Understanding Metastasis and Mesothelioma
There are several therapeutic approaches that doctors may take in order to treat malignant mesothelioma. Both chemotherapy and radiation are capable of killing diseased cells. Additionally, some patients may be eligible for surgery that can remove as much of the cancerous tissue as possible.
However, even with these treatments, patients who have mesothelioma are still at risk for medical complications if their disease metastasizes.
What is metastasis?
We understand cancer as a disease in which a group of cells within one piece of tissue in the body goes rogue and multiplies far beyond what is considered a normal, healthy rate. This leads to the growth of tumors, which can become deadly if they interfere with the function of the surrounding tissues.
Metastasis occurs when these malignant cells break off from the tumor, travel to another part of the body and produce another tumor. Experts from the American Cancer Society (ACS) describe this process as occurring through one of three pathways in the body: circulation through the lymph nodes, circulation through the blood vessels or along the surfaces that line the body’s cavities. Mesothelioma is one of the few cancers that can spread via the cavity linings.
The metastasis process takes place over four steps:
- A group of tumor cells stops growing.
- This group breaks away from the tumor.
- The cells move out of the affected tissue and either enter one of the circulatory systems, or travels along the body cavity lining.
- The cells settle in a new location and grow into a new tumor.
Metastasis is deadly in part because its symptoms can easily be mistaken for another health condition.
Metastasis can affect mesothelioma patients
When doctors need to determine how bad a case of mesothelioma is, one of factors that they measure is how far the cancerous cells have spread.

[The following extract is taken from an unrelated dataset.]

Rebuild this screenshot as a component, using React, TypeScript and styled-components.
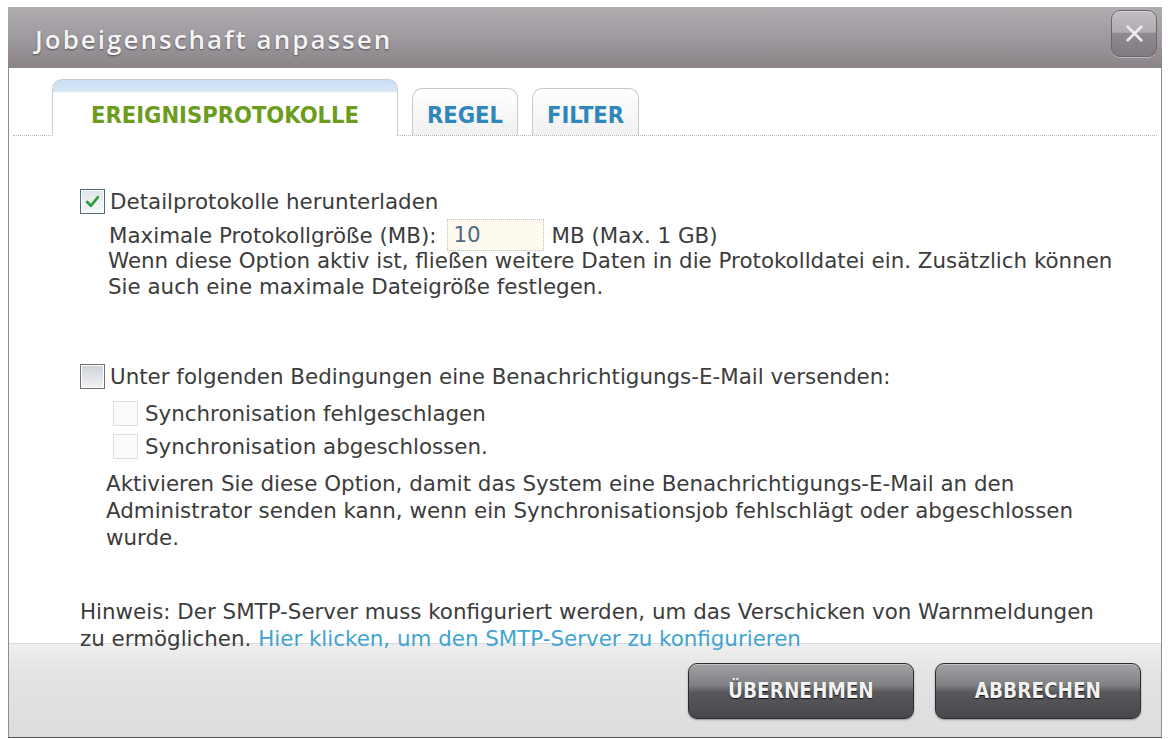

For example, the National Cancer Institute describes localized stage I mesothelioma as being confined to the lining of the chest wall, diaphragm or possibly the lung. However, in the advanced stages of the disease, cancer may spread beyond these tissues and affect the diaphragm and lungs themselves, as well as the lymph nodes, trachea, esophagus, fatty tissues, soft tissues, peritoneum, ribs, the sac that encapsulates the heart, or the heart itself. In some stage IV cases, the malignancy may travel even further and strike the spine, brain, prostate and thyroid.
Scientists are taking a closer look
In order to tackle metastasis more effectively, some scientists who study cancer have decided to make this specific phenomenon their niche.
“Fewer than 8 percent of researchers mention the word ‘metastasis’ in their grant applications, in the context of actually working on the problem…Figuring out how to prevent cancer – a key research focus today – would be the best approach…but that’s of little help to patients who already have cancer,” said Dan Welch, a member of the ACS Scientific Council, as quoted by the ACS. “To prevent something, you have to know its cause. We have no idea why cancer cells spread, let alone what prompts them to disseminate throughout the body.”
One possible key to understanding metastasis is the study of the tumor microenvironment in which breakaway cells settle. Scientists are also exploring the genes that are involved in metastasis, and why certain clusters of breakaway cells can remain dormant for decades before forming new tumors.
The Environmental Working Group projects the incidence of asbestos-related diseases to increase for another 10 years or so. At Kazan Law, we are optimistic that scientists are on the right track to helping such cancer patients and truly understanding the cause of metastasis.